#### DATA EXCERPT ####

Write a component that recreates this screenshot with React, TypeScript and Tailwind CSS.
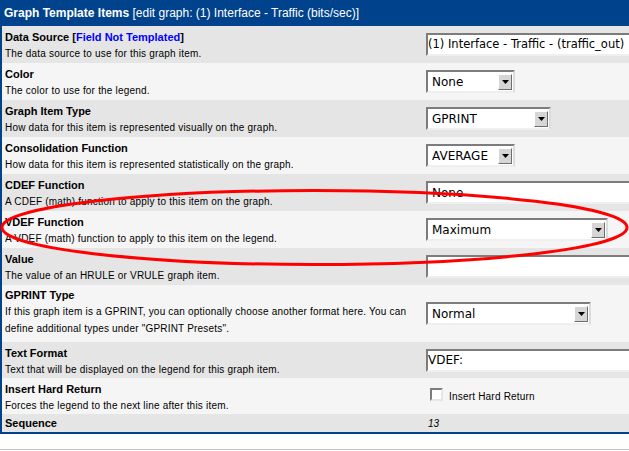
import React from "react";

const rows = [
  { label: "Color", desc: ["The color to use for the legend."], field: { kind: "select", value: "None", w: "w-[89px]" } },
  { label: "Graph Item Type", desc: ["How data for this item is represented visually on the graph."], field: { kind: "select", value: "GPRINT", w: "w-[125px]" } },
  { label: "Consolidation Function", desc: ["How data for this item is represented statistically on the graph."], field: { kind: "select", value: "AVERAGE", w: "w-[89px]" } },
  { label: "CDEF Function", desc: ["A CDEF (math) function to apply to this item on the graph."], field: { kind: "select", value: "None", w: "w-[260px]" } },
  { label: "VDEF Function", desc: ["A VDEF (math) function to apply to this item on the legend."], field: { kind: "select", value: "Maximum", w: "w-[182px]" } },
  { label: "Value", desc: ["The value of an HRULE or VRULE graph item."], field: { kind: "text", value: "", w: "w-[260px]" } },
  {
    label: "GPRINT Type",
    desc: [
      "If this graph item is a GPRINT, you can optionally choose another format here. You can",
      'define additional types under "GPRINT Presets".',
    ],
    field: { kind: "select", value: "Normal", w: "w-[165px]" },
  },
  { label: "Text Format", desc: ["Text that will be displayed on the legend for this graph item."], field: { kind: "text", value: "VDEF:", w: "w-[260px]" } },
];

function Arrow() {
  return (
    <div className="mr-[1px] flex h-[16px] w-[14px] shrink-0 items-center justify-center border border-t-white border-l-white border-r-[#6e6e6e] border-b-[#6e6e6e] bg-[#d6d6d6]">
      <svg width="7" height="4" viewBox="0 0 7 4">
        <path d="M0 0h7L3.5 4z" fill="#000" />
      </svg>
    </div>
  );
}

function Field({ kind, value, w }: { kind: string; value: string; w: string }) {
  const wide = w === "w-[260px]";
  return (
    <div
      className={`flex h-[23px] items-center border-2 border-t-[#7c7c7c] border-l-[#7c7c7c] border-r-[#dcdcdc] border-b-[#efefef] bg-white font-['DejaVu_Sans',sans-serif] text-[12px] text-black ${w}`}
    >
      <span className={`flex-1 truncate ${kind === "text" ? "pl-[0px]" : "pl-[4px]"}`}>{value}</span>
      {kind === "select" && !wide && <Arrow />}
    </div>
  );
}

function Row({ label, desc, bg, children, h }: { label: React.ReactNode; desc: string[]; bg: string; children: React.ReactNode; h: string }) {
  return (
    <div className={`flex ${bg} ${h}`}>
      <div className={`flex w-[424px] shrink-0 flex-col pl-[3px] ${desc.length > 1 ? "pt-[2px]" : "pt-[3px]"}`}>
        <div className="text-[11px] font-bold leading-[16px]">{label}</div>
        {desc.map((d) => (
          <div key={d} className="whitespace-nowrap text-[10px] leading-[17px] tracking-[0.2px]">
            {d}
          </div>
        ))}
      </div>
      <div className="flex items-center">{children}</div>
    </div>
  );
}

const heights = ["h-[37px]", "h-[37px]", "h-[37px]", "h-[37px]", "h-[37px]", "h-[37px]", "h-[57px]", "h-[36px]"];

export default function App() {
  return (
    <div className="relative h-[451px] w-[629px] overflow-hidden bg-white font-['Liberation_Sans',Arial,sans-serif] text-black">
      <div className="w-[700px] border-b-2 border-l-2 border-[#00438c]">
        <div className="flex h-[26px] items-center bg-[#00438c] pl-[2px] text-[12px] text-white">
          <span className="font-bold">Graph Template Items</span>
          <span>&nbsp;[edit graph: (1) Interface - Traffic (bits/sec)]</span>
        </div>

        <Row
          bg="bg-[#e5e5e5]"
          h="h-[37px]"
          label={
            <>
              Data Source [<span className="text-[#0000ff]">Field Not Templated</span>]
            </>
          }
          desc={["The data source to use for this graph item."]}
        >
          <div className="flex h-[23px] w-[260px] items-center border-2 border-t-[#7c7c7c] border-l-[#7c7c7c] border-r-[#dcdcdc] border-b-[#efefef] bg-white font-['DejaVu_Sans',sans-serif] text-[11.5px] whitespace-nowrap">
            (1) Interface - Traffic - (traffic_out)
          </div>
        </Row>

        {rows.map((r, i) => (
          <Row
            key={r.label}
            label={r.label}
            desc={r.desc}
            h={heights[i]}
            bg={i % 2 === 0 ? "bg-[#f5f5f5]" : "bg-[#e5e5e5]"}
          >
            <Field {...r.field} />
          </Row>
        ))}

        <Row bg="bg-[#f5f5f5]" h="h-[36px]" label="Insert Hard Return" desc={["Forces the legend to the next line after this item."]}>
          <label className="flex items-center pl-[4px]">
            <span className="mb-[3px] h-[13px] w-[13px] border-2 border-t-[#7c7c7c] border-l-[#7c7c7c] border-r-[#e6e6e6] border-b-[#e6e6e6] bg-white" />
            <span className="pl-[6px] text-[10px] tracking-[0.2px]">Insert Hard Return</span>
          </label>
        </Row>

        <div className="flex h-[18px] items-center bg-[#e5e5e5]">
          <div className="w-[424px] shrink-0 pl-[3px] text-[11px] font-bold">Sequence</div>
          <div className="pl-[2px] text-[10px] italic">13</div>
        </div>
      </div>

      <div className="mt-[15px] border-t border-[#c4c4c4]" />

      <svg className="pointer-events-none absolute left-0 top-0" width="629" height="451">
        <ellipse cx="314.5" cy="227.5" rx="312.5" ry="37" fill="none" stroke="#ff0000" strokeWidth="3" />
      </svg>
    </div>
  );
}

####

**WHAT YOU HAVE TO DO**
Write out every line above exactly as it is, leaving out the pictures.

**REPLY**
Write a component that recreates this screenshot with React, TypeScript and Tailwind CSS.
import React from "react";

const rows = [
  { label: "Color", desc: ["The color to use for the legend."], field: { kind: "select", value: "None", w: "w-[89px]" } },
  { label: "Graph Item Type", desc: ["How data for this item is represented visually on the graph."], field: { kind: "select", value: "GPRINT", w: "w-[125px]" } },
  { label: "Consolidation Function", desc: ["How data for this item is represented statistically on the graph."], field: { kind: "select", value: "AVERAGE", w: "w-[89px]" } },
  { label: "CDEF Function", desc: ["A CDEF (math) function to apply to this item on the graph."], field: { kind: "select", value: "None", w: "w-[260px]" } },
  { label: "VDEF Function", desc: ["A VDEF (math) function to apply to this item on the legend."], field: { kind: "select", value: "Maximum", w: "w-[182px]" } },
  { label: "Value", desc: ["The value of an HRULE or VRULE graph item."], field: { kind: "text", value: "", w: "w-[260px]" } },
  {
    label: "GPRINT Type",
    desc: [
      "If this graph item is a GPRINT, you can optionally choose another format here. You can",
      'define additional types under "GPRINT Presets".',
    ],
    field: { kind: "select", value: "Normal", w: "w-[165px]" },
  },
  { label: "Text Format", desc: ["Text that will be displayed on the legend for this graph item."], field: { kind: "text", value: "VDEF:", w: "w-[260px]" } },
];

function Arrow() {
  return (
    <div className="mr-[1px] flex h-[16px] w-[14px] shrink-0 items-center justify-center border border-t-white border-l-white border-r-[#6e6e6e] border-b-[#6e6e6e] bg-[#d6d6d6]">
      <svg width="7" height="4" viewBox="0 0 7 4">
        <path d="M0 0h7L3.5 4z" fill="#000" />
      </svg>
    </div>
  );
}

function Field({ kind, value, w }: { kind: string; value: string; w: string }) {
  const wide = w === "w-[260px]";
  return (
    <div
      className={`flex h-[23px] items-center border-2 border-t-[#7c7c7c] border-l-[#7c7c7c] border-r-[#dcdcdc] border-b-[#efefef] bg-white font-['DejaVu_Sans',sans-serif] text-[12px] text-black ${w}`}
    >
      <span className={`flex-1 truncate ${kind === "text" ? "pl-[0px]" : "pl-[4px]"}`}>{value}</span>
      {kind === "select" && !wide && <Arrow />}
    </div>
  );
}

function Row({ label, desc, bg, children, h }: { label: React.ReactNode; desc: string[]; bg: string; children: React.ReactNode; h: string }) {
  return (
    <div className={`flex ${bg} ${h}`}>
      <div className={`flex w-[424px] shrink-0 flex-col pl-[3px] ${desc.length > 1 ? "pt-[2px]" : "pt-[3px]"}`}>
        <div className="text-[11px] font-bold leading-[16px]">{label}</div>
        {desc.map((d) => (
          <div key={d} className="whitespace-nowrap text-[10px] leading-[17px] tracking-[0.2px]">
            {d}
          </div>
        ))}
      </div>
      <div className="flex items-center">{children}</div>
    </div>
  );
}

const heights = ["h-[37px]", "h-[37px]", "h-[37px]", "h-[37px]", "h-[37px]", "h-[37px]", "h-[57px]", "h-[36px]"];

export default function App() {
  return (
    <div className="relative h-[451px] w-[629px] overflow-hidden bg-white font-['Liberation_Sans',Arial,sans-serif] text-black">
      <div className="w-[700px] border-b-2 border-l-2 border-[#00438c]">
        <div className="flex h-[26px] items-center bg-[#00438c] pl-[2px] text-[12px] text-white">
          <span className="font-bold">Graph Template Items</span>
          <span>&nbsp;[edit graph: (1) Interface - Traffic (bits/sec)]</span>
        </div>

        <Row
          bg="bg-[#e5e5e5]"
          h="h-[37px]"
          label={
            <>
              Data Source [<span className="text-[#0000ff]">Field Not Templated</span>]
            </>
          }
          desc={["The data source to use for this graph item."]}
        >
          <div className="flex h-[23px] w-[260px] items-center border-2 border-t-[#7c7c7c] border-l-[#7c7c7c] border-r-[#dcdcdc] border-b-[#efefef] bg-white font-['DejaVu_Sans',sans-serif] text-[11.5px] whitespace-nowrap">
            (1) Interface - Traffic - (traffic_out)
          </div>
        </Row>

        {rows.map((r, i) => (
          <Row
            key={r.label}
            label={r.label}
            desc={r.desc}
            h={heights[i]}
            bg={i % 2 === 0 ? "bg-[#f5f5f5]" : "bg-[#e5e5e5]"}
          >
            <Field {...r.field} />
          </Row>
        ))}

        <Row bg="bg-[#f5f5f5]" h="h-[36px]" label="Insert Hard Return" desc={["Forces the legend to the next line after this item."]}>
          <label className="flex items-center pl-[4px]">
            <span className="mb-[3px] h-[13px] w-[13px] border-2 border-t-[#7c7c7c] border-l-[#7c7c7c] border-r-[#e6e6e6] border-b-[#e6e6e6] bg-white" />
            <span className="pl-[6px] text-[10px] tracking-[0.2px]">Insert Hard Return</span>
          </label>
        </Row>

        <div className="flex h-[18px] items-center bg-[#e5e5e5]">
          <div className="w-[424px] shrink-0 pl-[3px] text-[11px] font-bold">Sequence</div>
          <div className="pl-[2px] text-[10px] italic">13</div>
        </div>
      </div>

      <div className="mt-[15px] border-t border-[#c4c4c4]" />

      <svg className="pointer-events-none absolute left-0 top-0" width="629" height="451">
        <ellipse cx="314.5" cy="227.5" rx="312.5" ry="37" fill="none" stroke="#ff0000" strokeWidth="3" />
      </svg>
    </div>
  );
}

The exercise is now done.